A method (and structure) for modeling the timing of production and consumption of data produced and consumed by instructions on a processor using irregular pipeline and/or bypass structures, includes developing a port-based look-up table containing a delay compensation number for pairs of ports in at least one of an irregular pipeline and an irregular bypass structure. Each delay compensation number permits a calculation of an earliest/latest time an instruction can be scheduled.

Description

    BACKGROUND OF THE INVENTION
  • 1. Field of the Invention [0001]
  • The present invention generally relates to code generation, and more particularly to a method and system for modeling exposed pipeline processors for static scheduling. [0002]
  • 2. Description of the Related Art [0003]
  • In statically scheduled processors, the scheduling of instructions is performed by an automatic tool (henceforth referred to as a “compiler”), or by an assembly programmer, rather than by processor hardware. [0004]
  • Typically, a set of shared resources, such as register file ports, are needed for executing an instruction in a processor. In very long instruction word (VLIW) processors and other statically scheduled processors using explicitly parallel instruction computing (EPIC) style, several instructions can be statically scheduled together in the same cycle. For the purpose of scheduling instructions on VLIW and EPIC processors, accurate information concerning the shared resources used by each instruction, including precise time in which these resources are used, is needed. In exposed pipeline architectures, the compiler or assembly programmer is responsible for preventing potential resource usage conflicts arising from incorrect scheduling of instructions, because such conflicts are neither detected nor handled by hardware. [0005]
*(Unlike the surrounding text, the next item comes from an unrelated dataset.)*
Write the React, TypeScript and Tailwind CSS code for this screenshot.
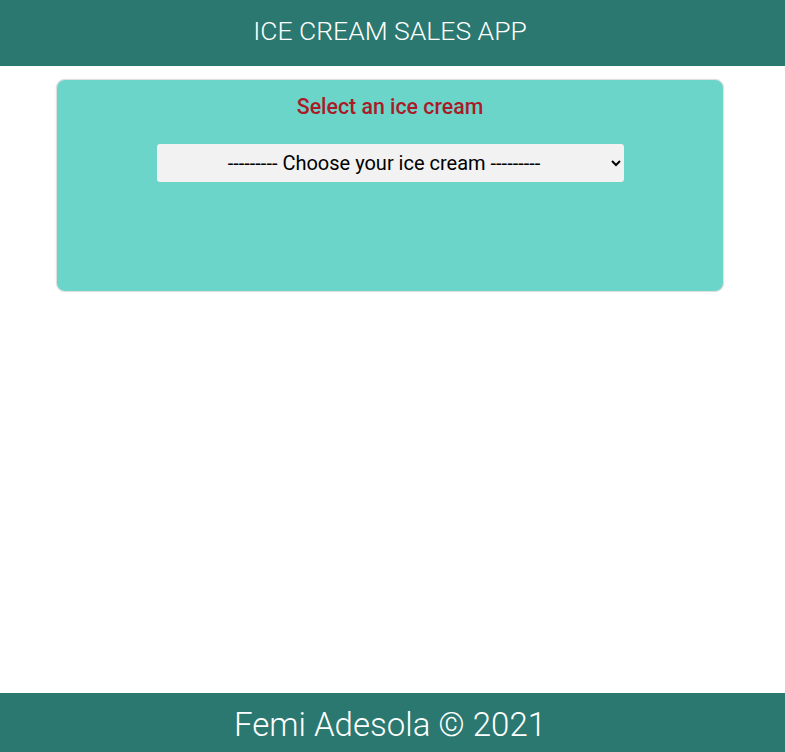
export default function App() {
  return (
    <div className="flex min-h-screen flex-col bg-white font-['Roboto',sans-serif]">
      <header className="flex h-[66px] items-center justify-center bg-[#2a786f] pr-[5px] pb-[5px]">
        <h1 className="text-[26.5px] font-light text-white">
          ICE CREAM SALES APP
        </h1>
      </header>
      <main className="flex-1 pt-[13px]">
        <div className="ml-[56px] flex h-[213px] w-[668px] flex-col items-center rounded-[9px] border border-[#e0e0e0] bg-[#6cd5c9] pt-[13px] shadow-[0_0_2px_rgba(0,0,0,0.08)]">
          <h2 className="text-[21.3px] font-medium leading-[28px] text-[#a81c2a]">
            Select an ice cream
          </h2>
          <select className="mt-[23px] h-[38px] w-[467px] rounded-[3px] bg-[#f2f2f2] px-2 text-center text-[20px] text-black outline-none">
            <option>--------- Choose your ice cream ---------</option>
          </select>
        </div>
      </main>
      <footer className="flex h-[59px] items-center justify-center bg-[#2a786f] pr-[5px] pt-[4px]">
        <p className="text-[33px] font-light text-white">
          Femi Adesola © 2021
        </p>
      </footer>
    </div>
  );
}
  • One of the steps in static scheduling, either with an automatic tool or by hand (e.g., manual) coding, is to determine the earliest/latest time an instruction can be scheduled given a partial schedule. This is often referred to as the “ready time” of the instruction. The actual time/cycle in which an instruction can be scheduled also depends on the availability of resources used by the instruction. [0006]
  • In an architecture with no bypassing or with full bypassing (e.g., a so-called “regular” pipeline), the ready time of an instruction can be computed easily by considering a limited number of instruction classes (e.g., each class containing instructions using the identical set of pipeline resources). [0007]
  • Furthermore, when an instruction is scheduled, the time/cycle in which its results are available can be recorded, and this information can be used later for scheduling all of its dependent instructions. [0008]
  • In an architecture containing selective bypassing, the “ready time” of an instruction depends on whether data is bypassed to (and from) it or not, and this information depends on the specific ports used by both the instruction and the instructions feeding it (or being fed by it). Therefore, the traditional approach of adding or subtracting a fixed instruction latency to or from the current scheduling cycle to compute the data ready cycle of instructions cannot be used for scheduling instructions in such processor architectures. [0009]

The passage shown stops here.